# Artty's Austrailian Red Claw



## ArttyFish (May 21, 2008)




----------



## CichlidAddict (Jul 1, 2005)

Very cool little crayfish. What do you feed it? Shrimp?


----------



## ChilDawg (Apr 30, 2006)

Dang, that's a monster...ever thought of breeding it?


----------



## Z♠NGT♥KER (Dec 27, 2005)

very co0l.....i like it....1st i've seen


----------



## ArttyFish (May 21, 2008)

Thanks guys,
Yeah I was wanting to maybe put some females in with him. I've read that red claws do well in a group anyways but I haven't been able to find a good source for females yet. It would be cool to breed him. He is my stud.


----------



## louisvillain2.0 (May 16, 2007)

Nice redclaw, still got a fair bit of growing in him yet. They are nice easy yabbies to breed as well, we use babies as feeders over here.


----------



## Humper (Aug 7, 2006)

Looks awesome. I had one but he and the other crayfish decided to escape their tanks and have a battle on my kitchen floor.

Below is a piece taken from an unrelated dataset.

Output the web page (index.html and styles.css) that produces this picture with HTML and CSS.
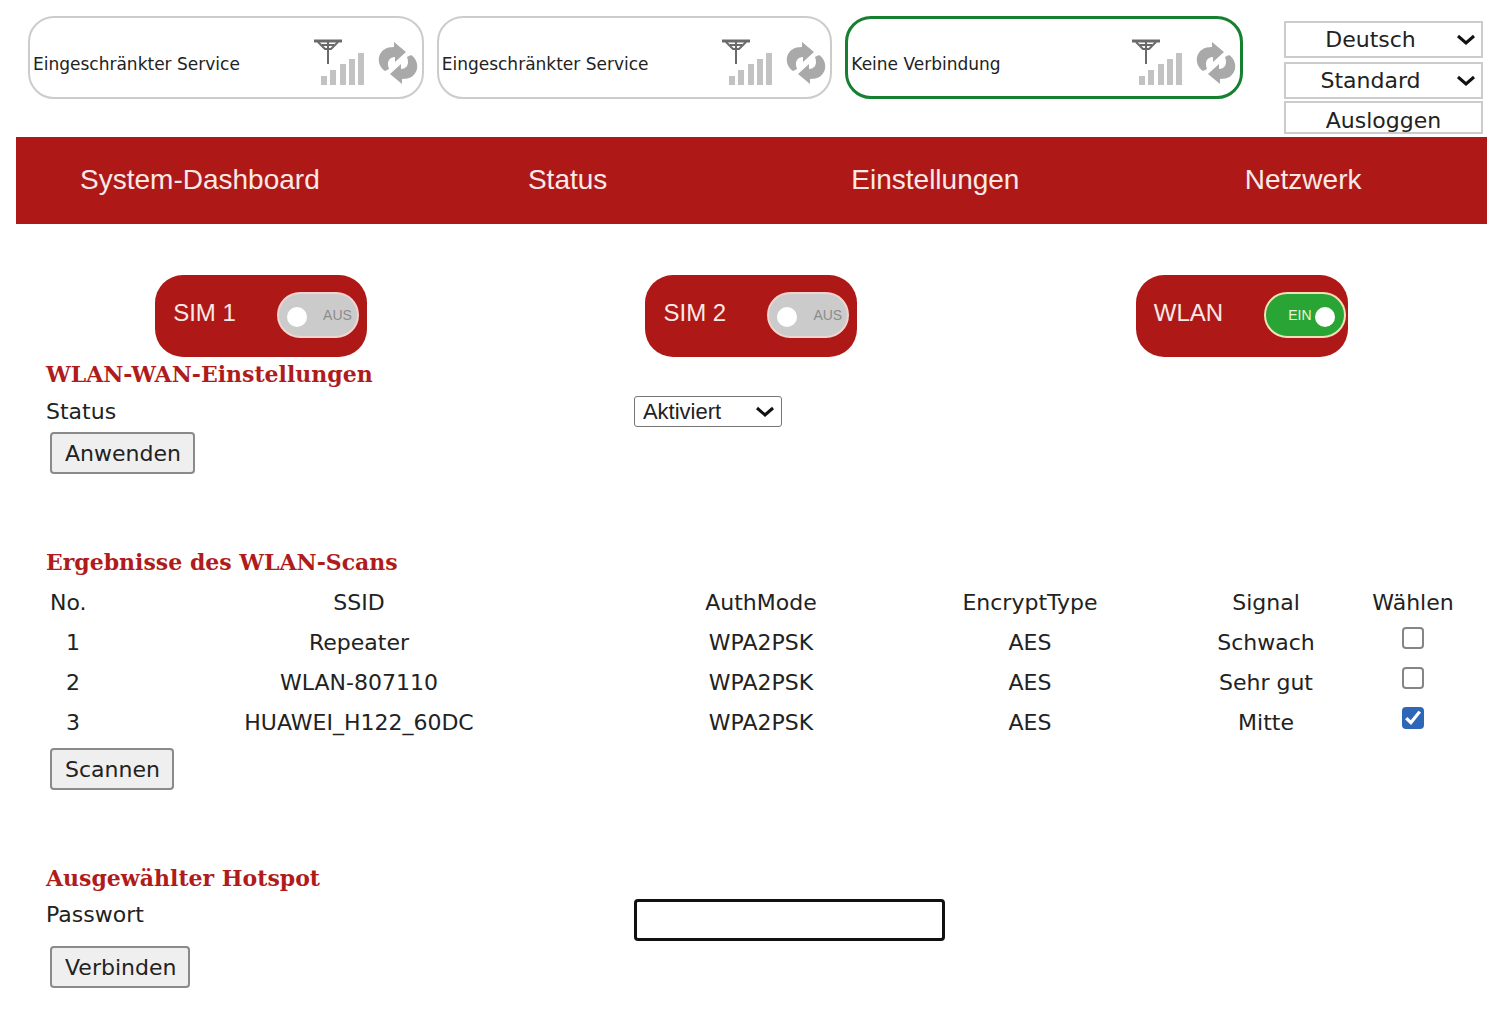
FILE: index.html
```html
<!DOCTYPE html>
<html lang="de">
<head>
<meta charset="utf-8">
<title>WLAN-WAN-Einstellungen</title>
<link rel="stylesheet" href="styles.css">
</head>
<body>
<svg class="sprite" aria-hidden="true">
  <symbol id="antenna" viewBox="0 0 52 48">
    <g fill="none" stroke="#6a6a6a">
      <path stroke-width="3" d="M0 2h28"/>
      <path stroke-width="2" d="M4 3l7 7h6l7-7M14 2v23M8 6h12"/>
    </g>
    <path fill="#c2c2c2" d="M7 37h6v9H7zM16 31h6v15h-6zM26 25h6v21h-6zM35 20h6v26h-6zM44 14h6v32h-6z"/>
  </symbol>
  <symbol id="refresh" viewBox="0 0 40 42">
    <g fill="#a9a9a9">
      <path d="M7 29C2 26 0 20 1 15C3 8 8 5 16 5V0L28 10L17 20V15C12 15 8 19 11 27Z"/>
      <path transform="rotate(180 20 21)" d="M7 29C2 26 0 20 1 15C3 8 8 5 16 5V0L28 10L17 20V15C12 15 8 19 11 27Z"/>
    </g>
  </symbol>
  <symbol id="chevron" viewBox="0 0 18 12">
    <path fill="none" stroke="#111" stroke-width="3" d="M1 2l8 7 8-7"/>
  </symbol>
</svg>
<div class="page">
  <header class="top">
    <div class="link-card">
      <span>Eingeschränkter Service</span>
      <svg class="signal"><use href="#antenna"/></svg>
      <svg class="refresh"><use href="#refresh"/></svg>
    </div>
    <div class="link-card">
      <span>Eingeschränkter Service</span>
      <svg class="signal"><use href="#antenna"/></svg>
      <svg class="refresh"><use href="#refresh"/></svg>
    </div>
    <div class="link-card active">
      <span>Keine Verbindung</span>
      <svg class="signal"><use href="#antenna"/></svg>
      <svg class="refresh"><use href="#refresh"/></svg>
    </div>
    <div class="session">
      <div class="picker">
        <select aria-label="Sprache"><option>Deutsch</option></select>
        <svg class="chevron"><use href="#chevron"/></svg>
      </div>
      <div class="picker">
        <select aria-label="Modus"><option>Standard</option></select>
        <svg class="chevron"><use href="#chevron"/></svg>
      </div>
      <button class="logout" type="button">Ausloggen</button>
    </div>
  </header>

  <nav class="menu">
    <a href="#dashboard">System-Dashboard</a>
    <a href="#status">Status</a>
    <a href="#einstellungen">Einstellungen</a>
    <a href="#netzwerk">Netzwerk</a>
  </nav>

  <div class="interfaces">
    <div class="iface">
      <span id="sim1">SIM 1</span>
      <button class="switch" type="button" role="switch" aria-checked="false" aria-labelledby="sim1"><i></i>AUS</button>
    </div>
    <div class="iface">
      <span id="sim2">SIM 2</span>
      <button class="switch" type="button" role="switch" aria-checked="false" aria-labelledby="sim2"><i></i>AUS</button>
    </div>
    <div class="iface">
      <span id="wlan">WLAN</span>
      <button class="switch" type="button" role="switch" aria-checked="true" aria-labelledby="wlan">EIN<i></i></button>
    </div>
  </div>

  <main>
    <section>
      <h2>WLAN-WAN-Einstellungen</h2>
      <div class="field">
        <label for="state">Status</label>
        <div class="picker state">
          <select id="state"><option>Aktiviert</option></select>
          <svg class="chevron"><use href="#chevron"/></svg>
        </div>
      </div>
      <button class="action" type="button">Anwenden</button>
    </section>

    <section>
      <h2>Ergebnisse des WLAN-Scans</h2>
      <table>
        <colgroup><col class="c-no"><col class="c-ssid"><col class="c-auth"><col class="c-enc"><col class="c-sig"><col class="c-pick"></colgroup>
        <thead>
          <tr><th>No.</th><th>SSID</th><th>AuthMode</th><th>EncryptType</th><th>Signal</th><th>Wählen</th></tr>
        </thead>
        <tbody>
          <tr><td>1</td><td>Repeater</td><td>WPA2PSK</td><td>AES</td><td>Schwach</td><td><input type="checkbox" aria-label="Repeater wählen"></td></tr>
          <tr><td>2</td><td>WLAN-807110</td><td>WPA2PSK</td><td>AES</td><td>Sehr gut</td><td><input type="checkbox" aria-label="WLAN-807110 wählen"></td></tr>
          <tr><td>3</td><td>HUAWEI_H122_60DC</td><td>WPA2PSK</td><td>AES</td><td>Mitte</td><td><input type="checkbox" aria-label="HUAWEI_H122_60DC wählen" checked></td></tr>
        </tbody>
      </table>
      <button class="action" type="button">Scannen</button>
    </section>

    <section>
      <h2>Ausgewählter Hotspot</h2>
      <div class="field tall">
        <label for="password">Passwort</label>
        <input id="password" class="password" type="password">
      </div>
      <button class="action" type="button">Verbinden</button>
    </section>
  </main>
</div>
</body>
</html>
```

FILE: styles.css
```css
* { box-sizing: border-box; }

body {
  margin: 0;
  background: #fff;
  color: #222;
  font: 22px/30px Verdana, "DejaVu Sans", sans-serif;
}

button, select, input { font: inherit; color: inherit; margin: 0; }

.sprite { display: none; }

.page { padding: 16px 13px 20px 16px; }

/* Connection overview and session controls */
.top {
  display: flex;
  align-items: flex-start;
  gap: 13px;
  padding: 0 4px 0 12px;
}

.link-card {
  flex: 1;
  display: flex;
  align-items: center;
  height: 83px;
  padding: 10px 4px 0 3px;
  border: 2px solid #ccc;
  border-radius: 26px;
  font-size: 17px;
}

.link-card span { flex: 1; padding-top: 2px; white-space: nowrap; }
.link-card.active { border: 3px solid #15802f; }

.signal { width: 52px; height: 48px; margin-right: 12px; }
.refresh { width: 40px; height: 42px; }

.session {
  display: flex;
  flex-direction: column;
  width: 199px;
  margin: 5px 0 0 28px;
}

.picker { display: grid; align-items: center; }
.picker > * { grid-area: 1 / 1; }

.picker select {
  appearance: none;
  width: 100%;
  height: 37px;
  padding: 0 26px 0 0;
  border: 2px solid #ccc;
  background: #fff;
  text-align: center;
  text-align-last: center;
}

.session .picker { margin-bottom: 4px; }

.chevron {
  width: 18px;
  height: 12px;
  margin-right: 8px;
  justify-self: end;
  pointer-events: none;
}

.logout {
  height: 33px;
  margin-top: -2px;
  padding: 5px 0 0;
  border: 2px solid #ccc;
  background: #fff;
  line-height: 26px;
}

/* Main menu */
.menu {
  display: grid;
  grid-template-columns: repeat(4, 1fr);
  margin-top: 3px;
  padding: 25px 0 26px;
  background: #ae1917;
  font: 28px/36px Arial, "Liberation Sans", sans-serif;
  text-align: center;
}

.menu a { color: #f8e8e6; text-decoration: none; }

/* Interface switches */
.interfaces {
  display: grid;
  grid-template-columns: repeat(3, 1fr);
  justify-items: center;
  padding-top: 51px;
  font-family: Arial, "Liberation Sans", sans-serif;
}

.iface {
  display: flex;
  align-items: center;
  gap: 41px;
  width: 212px;
  height: 82px;
  padding: 0 0 2px 18px;
  border-radius: 28px;
  background: #ae1917;
  color: #f8e8e6;
  font-size: 24px;
}

.iface span { padding-bottom: 4px; }

.switch {
  display: flex;
  align-items: center;
  justify-content: space-between;
  flex: none;
  width: 82px;
  height: 46px;
  padding: 0 5px 0 8px;
  border: 2px solid #f3d3cf;
  border-radius: 23px;
  background: #cbcbcb;
  color: #8b8b8b;
  font-size: 14px;
}

.switch i {
  width: 20px;
  height: 20px;
  margin-top: 4px;
  border-radius: 50%;
  background: #fff;
}

.switch[aria-checked="true"] {
  padding: 0 9px 0 22px;
  border-color: #f3e0b8;
  background: #29a535;
  color: #e9f5d8;
}

/* Page content */
main { padding: 2px 30px 0; }
section { margin-bottom: 73px; }
section:last-child { margin-bottom: 0; }

h2 {
  margin: 0;
  color: #b01c1c;
  font: bold 22px/30px Georgia, "DejaVu Serif", serif;
}

.field {
  display: grid;
  grid-template-columns: 5fr 7fr;
  align-items: start;
  padding-top: 7px;
  height: 43px;
}

.field label { padding-top: 1px; }

.field.tall { height: 53px; padding-top: 6px; }

.picker.state { width: 148px; font-family: Arial, "Liberation Sans", sans-serif; }

.picker.state select {
  height: 31px;
  padding: 0 30px 0 8px;
  border: 1px solid #767676;
  border-radius: 3px;
  text-align: left;
  text-align-last: left;
}

.password {
  width: 311px;
  height: 42px;
  padding: 0 8px;
  border: 3px solid #111;
  border-radius: 4px;
  background: #fff;
}

.action {
  display: block;
  height: 42px;
  margin-left: 4px;
  padding: 1px 12px 0 13px;
  border: 2px solid #8a8a8a;
  border-radius: 4px;
  background: #efefef;
}

/* Scan results */
table {
  width: calc(100% - 7px);
  margin: 6px 0 5px 4px;
  border-collapse: collapse;
  table-layout: fixed;
}

th, td {
  height: 40px;
  padding: 0;
  font-weight: normal;
  text-align: center;
}

th:first-child { text-align: left; }

.c-no { width: 46px; }
.c-ssid { width: 526px; }
.c-auth { width: 278px; }
.c-enc { width: 260px; }
.c-sig { width: 212px; }
.c-pick { width: 82px; }

td input {
  appearance: none;
  display: grid;
  place-items: center;
  width: 22px;
  height: 22px;
  margin: 0 auto 10px;
  border: 2px solid #858585;
  border-radius: 4px;
  background: #fff;
}

td input:checked { border-color: #2f67b8; background: #2f67b8; }

td input:checked::before {
  content: "";
  width: 16px;
  height: 16px;
  background: #fff;
  clip-path: polygon(0 58%, 15% 44%, 36% 64%, 84% 4%, 100% 16%, 38% 94%);
}
```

Hope there are no holes in your top because they are escape artists.


----------



## joeytoad83 (Sep 10, 2004)

that things awsome


----------



## EZmoney (May 13, 2004)

whoa very nice!


----------



## lewis (Sep 13, 2005)

that thinh is sweet i have to get myself one of them how much did it cost you.


----------



## ArttyFish (May 21, 2008)

Yeah I got found him on Craigslist. He costs me $20 bucks. I think large colorful males like him goes for lots more though.


----------